This album is a mixture of musical traditions and cultures. Seremonia are from Finland and sing in Finnish but play 70s style psychedelic hard rock.

The mysterious electronic opening belies what is to come. From the second track “Uhrisuhla” the fare is decidedly of an old rock style. As this warped piece of psychedelia floated along, I could picture long beards and US bands like Canned Heat and Lynyrd Skynyrd and hippies around camp fires. Yet somewhere there is also the rhythm of the Kinks’s “All Day and All of the Night”. The vocals are sung by a female with a velvety voice.

Strange, and stranger as “Rock n Rollin Maailma” pumps on in that 40 year old rock style. The singer has a good voice but she flattens it as if doing a Kraftwerk cover. The sound is deliberately under-produced. “Rock N Rollin Maailma” isn’t a bad song but it’s understated and in common with all of this, it’s distant and dispassionate. “Ghoulish hard rock” is what they call it. I’m not sure whether we need this blast from the past. At least “Aamuruskon Kaupunki” got me thinking. This doomy retro piece is like something from the Old Grey Whistle Test. The singer’s shrill voice makes her sound child-like. It’s an altogether pretty dreadful song which aims at atmosphere and doesn’t find it. Yet I then found myself digging it (let’s use the correct vernacular here) as we’re taken into a bedazzling psychedelic world.

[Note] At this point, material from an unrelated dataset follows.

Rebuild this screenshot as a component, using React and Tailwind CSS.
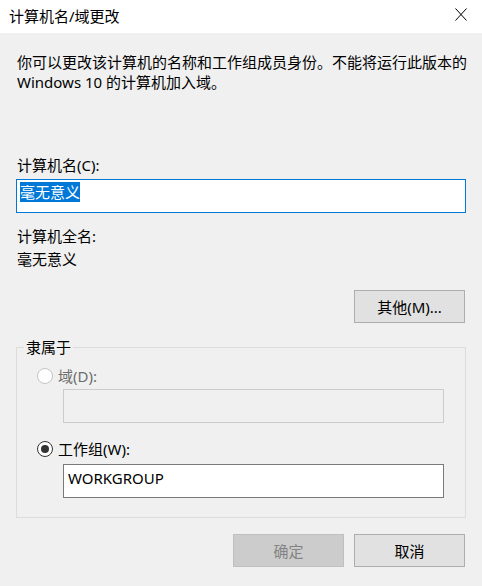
import React from 'react';

const font = { fontFamily: '"Noto Sans", "Noto Sans CJK SC", sans-serif' };

function Radio({ checked, disabled }) {
  return (
    <span
      className={`flex h-4 w-4 items-center justify-center rounded-full border bg-white ${
        disabled ? 'border-[#c4c4c4] bg-[#f0f0f0]' : 'border-[#333333]'
      }`}
    >
      {checked && <span className="h-2 w-2 rounded-full bg-[#333333]" />}
    </span>
  );
}

function WinButton({ children, disabled }) {
  return (
    <button
      className={`h-[33px] w-[111px] border text-[15px] leading-5 ${
        disabled
          ? 'border-[#bfbfbf] bg-[#cccccc] text-[#838383]'
          : 'border-[#adadad] bg-[#e1e1e1] text-black'
      }`}
    >
      {children}
    </button>
  );
}

export default function App() {
  return (
    <div className="h-[586px] w-[482px] overflow-hidden bg-[#f0f0f0] text-[15px] leading-5 text-black" style={font}>
      {/* title bar */}
      <div className="flex h-[33px] items-center justify-between bg-white pl-[9px] pr-[15px]">
        <span className="-mt-[1px]">计算机名/域更改</span>
        <svg width="12" height="13" viewBox="0 0 12 13" className="-mt-[4px]">
          <path d="M0.5 0.5 L11.5 12.5 M11.5 0.5 L0.5 12.5" stroke="#000" strokeWidth="1" fill="none" />
        </svg>
      </div>

      <div className="px-4 pt-[19px]">
        <p className="pl-[1px] whitespace-nowrap">
          你可以更改该计算机的名称和工作组成员身份。不能将运行此版本的
          <br />
          Windows 10 的计算机加入域。
        </p>

        <div className="mt-[63px] pl-[1px]">计算机名(C):</div>
        <div className="mt-1 h-[34px] border border-[#0078d7] bg-white pl-[3px] pt-[2px]">
          <span className="bg-[#0078d7] text-white">毫无意义</span>
        </div>

        <div className="mt-[13px] pl-[1px]">计算机全名:</div>
        <div className="mt-[3px] pl-[1px]">毫无意义</div>

        <div className="mr-[1px] mt-[21px] flex justify-end">
          <WinButton>其他(M)...</WinButton>
        </div>

        <fieldset className="mt-[14px] border border-[#dcdcdc] pb-[19px]">
          <legend className="ml-[7px] px-[2px]">隶属于</legend>
          <div className="mt-[9px] flex items-center gap-[5px] pl-5 text-[#6d6d6d]">
            <Radio disabled />
            <span>域(D):</span>
          </div>
          <div className="ml-[46px] mr-[21px] mt-[3px] h-[34px] border border-[#cccccc] bg-[#f0f0f0]" />
          <div className="mt-[16px] flex items-center gap-[5px] pl-5">
            <Radio checked />
            <span>工作组(W):</span>
          </div>
          <div className="ml-[46px] mr-[21px] mt-[5px] h-[34px] border border-[#7a7a7a] bg-white pl-1 pt-[3px]">
            WORKGROUP
          </div>
        </fieldset>

        <div className="mr-[1px] mt-[16px] flex justify-end gap-[10px]">
          <WinButton disabled>确定</WinButton>
          <WinButton>取消</WinButton>
        </div>
      </div>
    </div>
  );
}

We find ourselves somewhere between Hawkwind and an instrumental version of Arthur Brown’s “Fire”. To follow is a stirring track, the fast but strange “Kosimen Ruumisaunu”. There’s a good use of keyboards. By contrast, the following track “Lusifern Käärmeet” sounds as if all potential atmosphere has been sucked out of it in the search for raw, and ultimately terrible, sound. It’s a dreadful song lacking in melody or purpose. It gets going towards the end when it embarks upon a wild trip but it’s not a very exciting one. “Antikristus 666” aspires to mystery but is largely unfathomable. The drummer comes out with credit but the old rock style chorus is flat, repetitive and dull. After some welcome and serious electronica, we return to the same old, slow rock style with repetitive and insistent guitar playing on “Hautakiven Varjossa”. The singer’s voice is even, but not used to best advantage. The haunting sound of the flute comes in and generates a real atmosphere. Like the psychedelic ending of “Aamuruskon Kaupunki” earlier on, the way this is inserted almost as an afterthought, it was an opportunity missed. It did at least provide a splendid ending to the album.

Whilst I have no problem with the lyrics being in Finnish, the desultory nature of the language or maybe culture and the fuzzy, understated sound didn’t help the cause. It doesn’t really work in my book. Yet there were moments of interest, especially the hippie flute and the occasional psychedelic excursions. Ultimately though I couldn’t really see the point of “Seremonia”, and am sure I would find equal or greater satisfaction looking at old Whistle Test clips or other footage.